Finding the limit by doing the natural log of the numerator and denominator

Question

I want to show more concretely that

$$\lim_{x\to\infty} \frac{e^\sqrt{x}}{x^{a}} = \infty$$

To do this I did the natural log of the numerator and denominator and then did l'Hospital's rule.

My question is: it allowed to do the natural log of the numerator and denominator in order to put it in a clear form before evaluating the limit?
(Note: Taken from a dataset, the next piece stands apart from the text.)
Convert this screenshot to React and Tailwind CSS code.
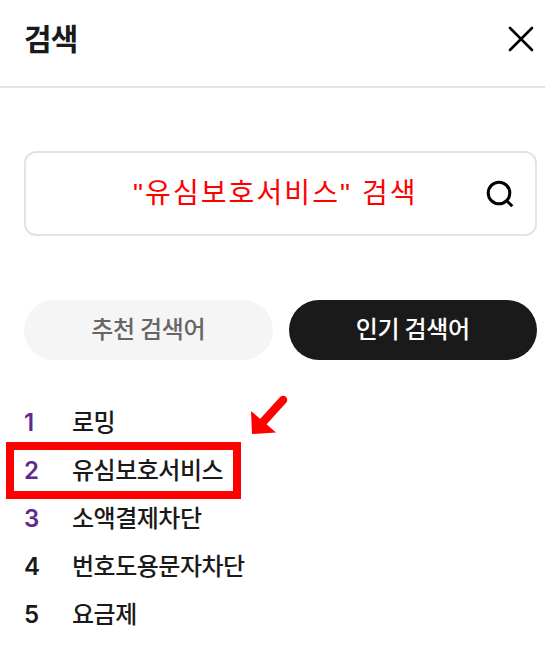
import React from 'react'

const keywords = [
  { rank: 1, text: '로밍' },
  { rank: 2, text: '유심보호서비스' },
  { rank: 3, text: '소액결제차단' },
  { rank: 4, text: '번호도용문자차단' },
  { rank: 5, text: '요금제' },
]

export default function App() {
  return (
    <div className="relative w-[545px] h-[652px] overflow-hidden bg-white text-[#1a1a1a] font-['Noto_Sans_CJK_KR',sans-serif]">
      {/* Header */}
      <header className="flex items-center justify-between h-[88px] pl-6 pr-[10px] pb-[9px] border-b-2 border-[#e3e3e3]">
        <h1 className="pb-[3px] text-[30px] leading-[40px] font-bold tracking-[-0.9px]">검색</h1>
        <button type="button" aria-label="닫기">
          <svg className="w-7 h-7" viewBox="0 0 28 28" fill="none" stroke="#000" strokeWidth="2.6" strokeLinecap="round">
            <path d="M3 3l22 22M25 3L3 25" />
          </svg>
        </button>
      </header>

      <main className="pl-6 pr-2 pt-[63px]">
        {/* Search box */}
        <div className="flex items-center h-[85px] pl-[107px] pr-[21px] border-2 border-[#e3e3e3] rounded-xl">
          <span className="flex-1 pt-px text-[28px] leading-[40px] font-normal tracking-[2.1px] whitespace-nowrap text-[#ff0000] font-['Liberation_Sans','Noto_Sans_CJK_KR',sans-serif]">
            "유심보호서비스" 검색
          </span>
          <button type="button" aria-label="검색">
            <svg className="w-7 h-7" viewBox="0 0 28 28" fill="none" stroke="#000" strokeWidth="3">
              <circle cx="13" cy="13" r="10.8" />
              <path d="M20.4 20.4L26.3 26.3" />
            </svg>
          </button>
        </div>

        {/* Tabs */}
        <div className="flex gap-4 mt-16 text-2xl font-medium tracking-[-0.3px]">
          <button type="button" className="flex-1 h-[60px] pb-[5px] rounded-full bg-[#f5f5f5] text-[#666666]">
            추천 검색어
          </button>
          <button type="button" className="flex-1 h-[60px] pb-[5px] rounded-full bg-[#1a1a1a] text-white">
            인기 검색어
          </button>
        </div>

        {/* Popular keywords */}
        <ol className="mt-[38px]">
          {keywords.map(({ rank, text }) => (
            <li key={rank} className="flex items-center h-12 text-2xl font-medium">
              <span className={`w-12 pt-0.5 font-['Inter'] font-semibold ${rank <= 3 ? 'text-[#5f2a8c]' : 'text-[#1a1a1a]'}`}>
                {rank}
              </span>
              <span className="pb-0.5 tracking-[-0.5px]">{text}</span>
            </li>
          ))}
        </ol>
      </main>

      {/* Highlight frame and arrow */}
      <div className="absolute left-[6px] top-[442px] w-[235px] h-[57px] border-8 border-[#ff0000]" />
      <svg className="absolute left-[248px] top-[392px] w-[42px] h-[44px]" viewBox="0 0 42 44">
        <path d="M35 8L15 30" stroke="#ff0000" strokeWidth="8.5" strokeLinecap="round" />
        <path d="M3 19L4 42L28 40.500Z" fill="#ff0000" />
      </svg>
    </div>
  )
}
Cause I know $6/3=2$, but $\ln\left(6\right)/\ln\left(3\right)$ is not. If it is not allowed what is a way to concretely evaluate this limit.

Answer 1

$$\frac{e^{2x}}{e^x}$$ is a counterexample. After taking the natural logarithm, we get $2$, so the limit is $2$. The original limit is $\infty$.

Answer 2

You may rather write, as $x \to +\infty$, $$ \ln \left(\frac{e^\sqrt{x}}{x^a} \right)=\ln \left(e^\sqrt{x}\right)-\ln \left(x^a\right)=\sqrt{x}-a \times \ln x=\sqrt{x}\left(1-a\:\frac{\ln x}{\sqrt{x}} \right)\to +\infty\times 1 $$ thus $$ \frac{e^\sqrt{x}}{x^a} \to +\infty. $$